When a company introduces a new product, it passes through a series of stages known as the product life cycle. It is defined a sequence in which a products moves from start (introduction) to growth and then to maturity and finally towards decline. The PLC concept is applicable to a brand, a category of products or just a single product.
Why is it called Lifecycle?
Because it represents the various phases a product passes through its life. Like a living thing, a product too has life stages: Beginning, growth, maturity and death. As it goes through all these life-phases in a cycle it is called the life cycle of a product.
Stages of Product Life Cycle
There are four stages of a Product in its entire life. Again, as the requirements for every phase of a living thing changes, so we need different marketing strategies to deal with the different stages of the product. We will discuss each stage briefly here.
This is the beginning. This stage introduces or develops a new product so it is also called as development stage. At this stage marketing costs are high for a number of reasons, such as market research, development costs, promotion costs and distributions costs etc. There is no or little competition and demand is to be created. Marketing promotions and establishing channels are necessary at this stage to create demand and prompt customer to try the product. The revenue is minimum because of high marketing costs and low sales volumes.
This is the second stage in which the product revenue start to grow because of the reduction of costs and sales growth. With the increase in sales volume and the reduction of costs due the economies of scale, the profit begins to rise. The sale volume increases at this stage because of the public awareness and promotions during launch times. However, new competitors enter the market and competition begins to increase. The marketing strategy may either to maintain the price or reduce it depending upon the competition. If the competition is low and demand is high, the price may be maintained. The new players may, however, create a competitive environment and the prices may be lowered to meet the competition. More distribution channels are added and promotion is spread to a broader section of the market.
3. Maturity Stage
The pace of sale growth may be slower at this stage, but will still continue to grow. The sale increases as the brand matures with more public awareness. The costs get further lowered with the increase in production. The sale volume reaches to the peak and the market is saturated. The establishment of products by other players (competitors) at this stage make the competition tough and marketing managers need to drop the prices. New features are added to increase the benefit and value in the product and beat the competitor. New distribution channels are explored and incentives may be announced to avoid losing market share. New ways of promotions may be adapted like loyalty, product differentiation and diversification.
4. Decline Stage
This is also called saturation stage as the market get saturated at this point. The market shrinks due to decline in sales; the costs increase and profits diminish. If there is a category of products, its number may be reduced. The more profitable should be maintained and the non-productive should be eliminated. The prices may come further down to clear the stock of unsold items.
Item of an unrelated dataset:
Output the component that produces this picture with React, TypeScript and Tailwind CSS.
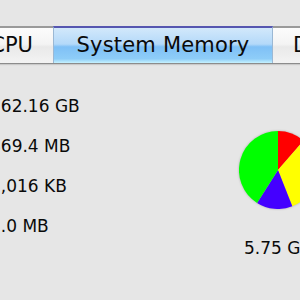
export default function App() {
  const rows = ['162.16 GB', '869.4 MB', '2,016 KB', '1.0 MB']

  return (
    <div
      className="w-[300px] h-[300px] overflow-hidden bg-[#e6e6e6] text-[#0a0a0a] pt-[26px]"
      style={{ fontFamily: '"DejaVu Sans", sans-serif' }}
    >
      {/* tab strip */}
      <div className="flex h-[38px] border-b border-[#8c8c8c] shadow-[0_1px_1px_rgba(0,0,0,0.12)] overflow-hidden">
        <div className="w-[53px] shrink-0 flex justify-end items-center pr-[20px] border-t-2 border-[#9a9a9a] bg-[linear-gradient(#fcfcfc,#f4f4f4_46%,#e9e9e9_54%,#f3f3f3)] text-[21px] whitespace-nowrap">
          CPU
        </div>
        <div className="w-[220px] shrink-0 flex justify-center items-center border-t-2 border-t-[#5656b0] border-x border-x-[#9bb8d4] bg-[linear-gradient(#d2e8fb,#b4d9f9_46%,#7fc0f6_54%,#8ecdf8_88%,#c6f2ff)] text-[21px] tracking-[0.2px] whitespace-nowrap">
          System Memory
        </div>
        <div className="flex-1 flex items-center pl-[20px] border-t-2 border-[#9a9a9a] bg-[linear-gradient(#fcfcfc,#f4f4f4_46%,#e9e9e9_54%,#f3f3f3)] text-[21px] whitespace-nowrap">
          Disk
        </div>
      </div>

      {/* content */}
      <div className="flex">
        <div className="flex-1 -ml-[10px] pt-[22px] text-[17px]">
          {rows.map((r) => (
            <div key={r} className="h-[40px] leading-[40px] whitespace-nowrap">
              {r}
            </div>
          ))}
        </div>
        <div className="w-[78px] shrink-0 -mr-[17px] flex flex-col items-center">
          <svg width="78" height="78" viewBox="0 0 78 78" className="mt-[67px] drop-shadow-[0_0_1px_rgba(0,0,0,0.25)]">
            <path d="M39 39 L39 0 A39 39 0 0 1 64.6 9.6 Z" fill="#ff0000" />
            <path d="M39 39 L64.6 9.6 A39 39 0 0 1 53.3 75.3 Z" fill="#ffff00" />
            <path d="M39 39 L53.3 75.3 A39 39 0 0 1 18.05 71.9 Z" fill="#4400ff" />
            <path d="M39 39 L18.05 71.9 A39 39 0 0 1 39 0 Z" fill="#00ff00" />
          </svg>
          <div className="w-full flex justify-center mt-[29px] text-[17px] leading-[20px] whitespace-nowrap">
            5.75 GB
          </div>
        </div>
      </div>
    </div>
  )
}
Limitations of the Product Life Cycle Model
The PLC concept is a useful model for marketing strategy. However, the concept has its own certain limitations. Critics argue that products may not have the same life cycle as living organisms. For instance, a certain style of jeans may have a life cycle but clothes in general do not have. Furthermore, marketers may not properly and accurately evaluate a product on the PLC graph which may lead to wrong marketing mix strategies. Some critics also level the criticism that the PLC graph differs drastically in case of different products. For example, a PLC graph for a fade may be entirely different from that of products like Coca Cola or Pepsi.
Product Life Cycle and the Marketing Mix
The theory of PLC offers useful information to use marketing mix strategies effectively. Each stage of the PLC model requires separate marketing mix strategy. The price, place, promotions and people may require to change as the products process evolves. Prices and promotion at the beginning may be set higher than at maturity or decline. In short, the various stages of the product during its life cycle tell the marketer to change his strategy as required. The 4 Ps’ must change as the product passes through its various stages.
Examples of Product Life Cycle
There are a number of examples of the PLC concept. Many businesses regularly conduct a thorough analysis of their product portfolio to adjust their marketing tactics.
An analysis of Kellogg’s cereals from 1997 to 2004 is a good example of international product cycle. The company introduced Nutri-Grain in 1997. From that period till 2002, the sales increased and this may be considered as its growth stage. The next one year was maturity followed by decline in 2004.
Another example of international Product life cycle is McDonalds’ consistent phasing out of products and introducing new products. McDonald’s claim that they know the importance of the fact the sales of products on its menu will change and various points. So they consistently strive to introduce new products to cater to the ever changing demands of its customers.